British painter (1910–1974)

Sir Robert Vere Darwin CBE RA RSA (7 May 1910 – 30 January 1974), known as Robin Darwin, was a British artist, President of the Royal Society of Painters in Watercolours, and Rector of the Royal College of Art.

== Life ==
He was the son of the golf writer Bernard Darwin and his wife the engraver Elinor Monsell. One of his sisters was the potter Ursula Mommens. He was a great-grandson of the naturalist Charles Darwin. In 1931, he married artist Yvonne Darby (1900? – 1985). After their divorce, he later married Ginette Hewitt who had been previously married to Lt-Col Kenneth Morton-Evans by whom she had two children.

Darwin was educated at Eton College and Slade School of Fine Art, after which he taught at Eton for five years before designing camouflage in the Ministry of Home Security during the Second World War.
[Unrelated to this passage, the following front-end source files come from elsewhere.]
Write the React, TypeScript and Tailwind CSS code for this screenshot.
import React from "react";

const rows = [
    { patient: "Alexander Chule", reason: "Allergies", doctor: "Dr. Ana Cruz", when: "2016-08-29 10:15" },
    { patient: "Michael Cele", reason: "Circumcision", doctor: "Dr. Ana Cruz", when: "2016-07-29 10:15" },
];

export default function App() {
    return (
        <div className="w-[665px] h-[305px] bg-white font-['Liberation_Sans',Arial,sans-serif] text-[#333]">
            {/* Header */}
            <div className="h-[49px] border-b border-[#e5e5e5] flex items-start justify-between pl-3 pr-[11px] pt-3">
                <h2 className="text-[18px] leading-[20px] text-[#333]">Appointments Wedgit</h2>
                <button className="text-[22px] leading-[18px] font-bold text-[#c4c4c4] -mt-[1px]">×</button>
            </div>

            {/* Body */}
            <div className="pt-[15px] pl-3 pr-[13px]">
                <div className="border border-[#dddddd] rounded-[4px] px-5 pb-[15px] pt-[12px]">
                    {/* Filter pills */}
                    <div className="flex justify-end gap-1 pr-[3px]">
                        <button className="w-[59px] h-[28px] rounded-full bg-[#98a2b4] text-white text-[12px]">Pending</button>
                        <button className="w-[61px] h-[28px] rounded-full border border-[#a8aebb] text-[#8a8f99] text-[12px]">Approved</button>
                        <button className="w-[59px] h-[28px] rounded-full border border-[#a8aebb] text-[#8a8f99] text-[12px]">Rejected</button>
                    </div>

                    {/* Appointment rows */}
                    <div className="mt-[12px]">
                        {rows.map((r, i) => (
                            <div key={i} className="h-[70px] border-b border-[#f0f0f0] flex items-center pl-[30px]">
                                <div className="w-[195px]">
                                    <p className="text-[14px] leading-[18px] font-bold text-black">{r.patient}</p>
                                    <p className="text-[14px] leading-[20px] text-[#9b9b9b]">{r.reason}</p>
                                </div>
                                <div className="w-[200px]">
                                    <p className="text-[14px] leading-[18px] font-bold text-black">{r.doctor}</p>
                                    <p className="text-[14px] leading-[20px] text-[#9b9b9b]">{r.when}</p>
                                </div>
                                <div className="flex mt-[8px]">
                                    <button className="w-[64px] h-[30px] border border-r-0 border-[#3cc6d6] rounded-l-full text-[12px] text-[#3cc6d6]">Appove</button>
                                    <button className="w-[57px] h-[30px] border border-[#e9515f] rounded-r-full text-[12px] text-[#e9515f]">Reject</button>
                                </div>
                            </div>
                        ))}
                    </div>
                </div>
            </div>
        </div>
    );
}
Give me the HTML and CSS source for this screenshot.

After serving as Professor of Fine Art at the University of Durham for two years, he joined the Royal College of Art in 1948, first as principal, then as Rector and Vice-Provost when the college gained university status in 1967. He left this position in 1971 when he became president of the Royal West of England Academy. Throughout his career he also frequently exhibited as well as selling his artwork.

Darwin was made a Commander of the Order of the British Empire in 1954 and was knighted in 1964. He was elected a member of the Royal Academy in 1972.

This charcoal of Robin Darwin was sketched by Canadian artist Arthur Lismer, a member of the Group of Seven. It was given by Darwin to John Bland, former head of McGill's School of Architecture and later Bland gave it to Norman Slater, who studied Architecture at McGill and Industrial Design at the RCA around the same time it was drawn in the early 1950s.